■ **Work to complete**
Starting from the top of the material, restate each line exactly until the line that contains "const headRow2 = ['', '[m]', '[kN/m³]', '[kN/m³]', '[m/s]'];", which is also copied. Pictures are excluded.

■ **Information shown**

────

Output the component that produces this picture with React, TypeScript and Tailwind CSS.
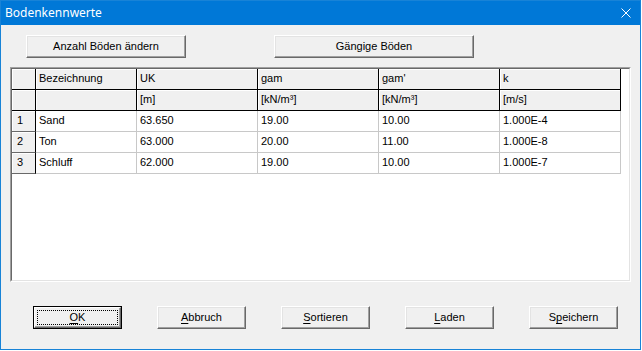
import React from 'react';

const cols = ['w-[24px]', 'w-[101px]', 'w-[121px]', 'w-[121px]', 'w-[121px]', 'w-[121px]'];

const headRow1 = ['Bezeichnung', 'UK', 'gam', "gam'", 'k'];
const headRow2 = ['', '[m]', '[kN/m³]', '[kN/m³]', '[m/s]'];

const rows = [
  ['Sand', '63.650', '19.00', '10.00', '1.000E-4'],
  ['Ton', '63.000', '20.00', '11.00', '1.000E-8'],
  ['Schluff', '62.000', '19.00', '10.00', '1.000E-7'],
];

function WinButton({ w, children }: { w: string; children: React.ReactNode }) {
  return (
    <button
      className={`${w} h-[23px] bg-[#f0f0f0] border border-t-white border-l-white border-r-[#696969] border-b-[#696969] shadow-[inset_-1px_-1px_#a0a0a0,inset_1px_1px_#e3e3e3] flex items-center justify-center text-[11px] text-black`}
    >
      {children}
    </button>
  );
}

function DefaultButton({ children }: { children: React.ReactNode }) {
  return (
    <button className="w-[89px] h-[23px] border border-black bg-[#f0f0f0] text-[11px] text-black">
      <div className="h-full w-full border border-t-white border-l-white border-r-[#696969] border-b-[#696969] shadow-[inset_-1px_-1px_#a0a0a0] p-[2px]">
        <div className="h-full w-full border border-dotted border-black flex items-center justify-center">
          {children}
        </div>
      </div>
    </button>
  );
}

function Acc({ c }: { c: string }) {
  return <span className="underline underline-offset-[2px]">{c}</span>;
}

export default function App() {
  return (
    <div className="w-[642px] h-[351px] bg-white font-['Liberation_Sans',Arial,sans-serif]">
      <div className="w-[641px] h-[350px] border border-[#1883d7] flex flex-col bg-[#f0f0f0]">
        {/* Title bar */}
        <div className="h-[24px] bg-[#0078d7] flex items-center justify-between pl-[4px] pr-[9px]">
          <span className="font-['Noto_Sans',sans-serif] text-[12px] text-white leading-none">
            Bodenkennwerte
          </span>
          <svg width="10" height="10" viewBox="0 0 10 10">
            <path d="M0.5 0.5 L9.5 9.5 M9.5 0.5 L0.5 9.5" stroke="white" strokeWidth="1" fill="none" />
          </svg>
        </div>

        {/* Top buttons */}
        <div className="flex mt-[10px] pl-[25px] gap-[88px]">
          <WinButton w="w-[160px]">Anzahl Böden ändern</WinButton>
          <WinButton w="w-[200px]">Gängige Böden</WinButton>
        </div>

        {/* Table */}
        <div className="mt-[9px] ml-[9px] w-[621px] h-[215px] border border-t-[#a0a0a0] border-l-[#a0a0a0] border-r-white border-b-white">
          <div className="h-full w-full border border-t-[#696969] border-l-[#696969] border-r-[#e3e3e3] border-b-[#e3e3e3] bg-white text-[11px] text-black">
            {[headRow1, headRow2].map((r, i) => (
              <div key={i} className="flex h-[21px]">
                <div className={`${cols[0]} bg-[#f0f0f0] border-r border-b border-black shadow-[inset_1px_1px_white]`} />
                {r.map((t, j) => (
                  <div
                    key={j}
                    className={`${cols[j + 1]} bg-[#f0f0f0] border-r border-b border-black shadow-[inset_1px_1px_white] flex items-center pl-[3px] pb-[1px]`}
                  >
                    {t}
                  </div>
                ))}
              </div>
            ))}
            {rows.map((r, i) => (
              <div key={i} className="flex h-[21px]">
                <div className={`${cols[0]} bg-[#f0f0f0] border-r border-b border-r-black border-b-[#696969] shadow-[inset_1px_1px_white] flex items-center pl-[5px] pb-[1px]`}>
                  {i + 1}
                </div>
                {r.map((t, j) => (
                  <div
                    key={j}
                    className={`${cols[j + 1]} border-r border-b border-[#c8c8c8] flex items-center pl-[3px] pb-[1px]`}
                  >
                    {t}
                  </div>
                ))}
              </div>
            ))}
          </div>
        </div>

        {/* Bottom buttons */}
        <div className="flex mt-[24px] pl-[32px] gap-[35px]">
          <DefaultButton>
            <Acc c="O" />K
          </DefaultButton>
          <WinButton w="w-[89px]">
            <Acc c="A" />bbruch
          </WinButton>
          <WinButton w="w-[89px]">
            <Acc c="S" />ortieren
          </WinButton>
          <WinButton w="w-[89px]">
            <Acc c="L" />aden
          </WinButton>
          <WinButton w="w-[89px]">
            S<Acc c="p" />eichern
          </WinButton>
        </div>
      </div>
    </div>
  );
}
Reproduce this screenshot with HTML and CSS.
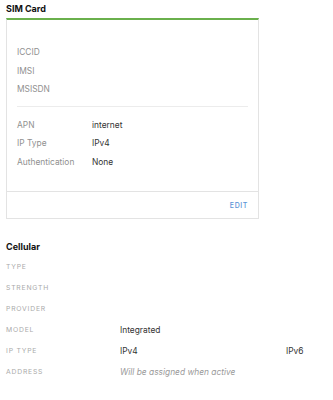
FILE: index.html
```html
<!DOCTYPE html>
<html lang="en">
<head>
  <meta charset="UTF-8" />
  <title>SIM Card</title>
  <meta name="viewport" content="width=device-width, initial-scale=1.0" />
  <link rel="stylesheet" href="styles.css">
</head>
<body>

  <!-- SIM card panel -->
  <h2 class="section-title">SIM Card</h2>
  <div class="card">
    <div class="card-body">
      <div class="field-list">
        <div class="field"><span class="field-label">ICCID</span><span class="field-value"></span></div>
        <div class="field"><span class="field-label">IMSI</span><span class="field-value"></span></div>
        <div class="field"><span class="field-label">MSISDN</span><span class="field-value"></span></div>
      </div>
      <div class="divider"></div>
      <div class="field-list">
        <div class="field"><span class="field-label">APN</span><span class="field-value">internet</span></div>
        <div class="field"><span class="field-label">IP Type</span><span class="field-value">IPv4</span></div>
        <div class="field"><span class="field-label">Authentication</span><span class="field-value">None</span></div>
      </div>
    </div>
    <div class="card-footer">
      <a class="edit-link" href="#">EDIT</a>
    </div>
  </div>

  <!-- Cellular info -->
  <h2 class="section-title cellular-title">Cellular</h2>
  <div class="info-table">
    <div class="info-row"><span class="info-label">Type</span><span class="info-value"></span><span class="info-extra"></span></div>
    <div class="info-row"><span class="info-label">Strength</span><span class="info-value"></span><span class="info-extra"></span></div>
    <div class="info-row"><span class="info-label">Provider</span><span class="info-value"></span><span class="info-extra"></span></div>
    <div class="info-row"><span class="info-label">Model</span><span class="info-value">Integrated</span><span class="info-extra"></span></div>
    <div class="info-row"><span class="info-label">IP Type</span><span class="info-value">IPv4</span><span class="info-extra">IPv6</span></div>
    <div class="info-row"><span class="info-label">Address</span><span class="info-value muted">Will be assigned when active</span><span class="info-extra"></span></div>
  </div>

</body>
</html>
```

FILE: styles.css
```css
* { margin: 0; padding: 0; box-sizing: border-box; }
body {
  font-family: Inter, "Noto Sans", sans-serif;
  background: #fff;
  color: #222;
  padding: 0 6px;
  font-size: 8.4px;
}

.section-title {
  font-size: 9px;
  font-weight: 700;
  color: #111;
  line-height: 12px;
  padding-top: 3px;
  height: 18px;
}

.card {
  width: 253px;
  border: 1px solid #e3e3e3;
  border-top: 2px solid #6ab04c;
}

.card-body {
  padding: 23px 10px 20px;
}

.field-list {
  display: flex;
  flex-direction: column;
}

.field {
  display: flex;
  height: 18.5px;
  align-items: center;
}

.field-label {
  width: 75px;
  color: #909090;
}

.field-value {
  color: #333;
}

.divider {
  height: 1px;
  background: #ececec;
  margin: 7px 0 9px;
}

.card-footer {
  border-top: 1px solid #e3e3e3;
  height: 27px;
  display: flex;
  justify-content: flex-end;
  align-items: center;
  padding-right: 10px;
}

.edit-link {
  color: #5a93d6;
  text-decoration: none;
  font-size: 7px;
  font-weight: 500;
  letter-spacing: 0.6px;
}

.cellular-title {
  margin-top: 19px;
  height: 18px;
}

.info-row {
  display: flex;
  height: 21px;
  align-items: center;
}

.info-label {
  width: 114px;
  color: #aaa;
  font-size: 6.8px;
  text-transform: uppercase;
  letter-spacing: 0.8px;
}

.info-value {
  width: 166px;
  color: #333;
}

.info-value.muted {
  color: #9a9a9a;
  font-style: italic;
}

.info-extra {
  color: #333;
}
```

────

■ **Result**
Output the component that produces this picture with React, TypeScript and Tailwind CSS.
import React from 'react';

const cols = ['w-[24px]', 'w-[101px]', 'w-[121px]', 'w-[121px]', 'w-[121px]', 'w-[121px]'];

const headRow1 = ['Bezeichnung', 'UK', 'gam', "gam'", 'k'];
const headRow2 = ['', '[m]', '[kN/m³]', '[kN/m³]', '[m/s]'];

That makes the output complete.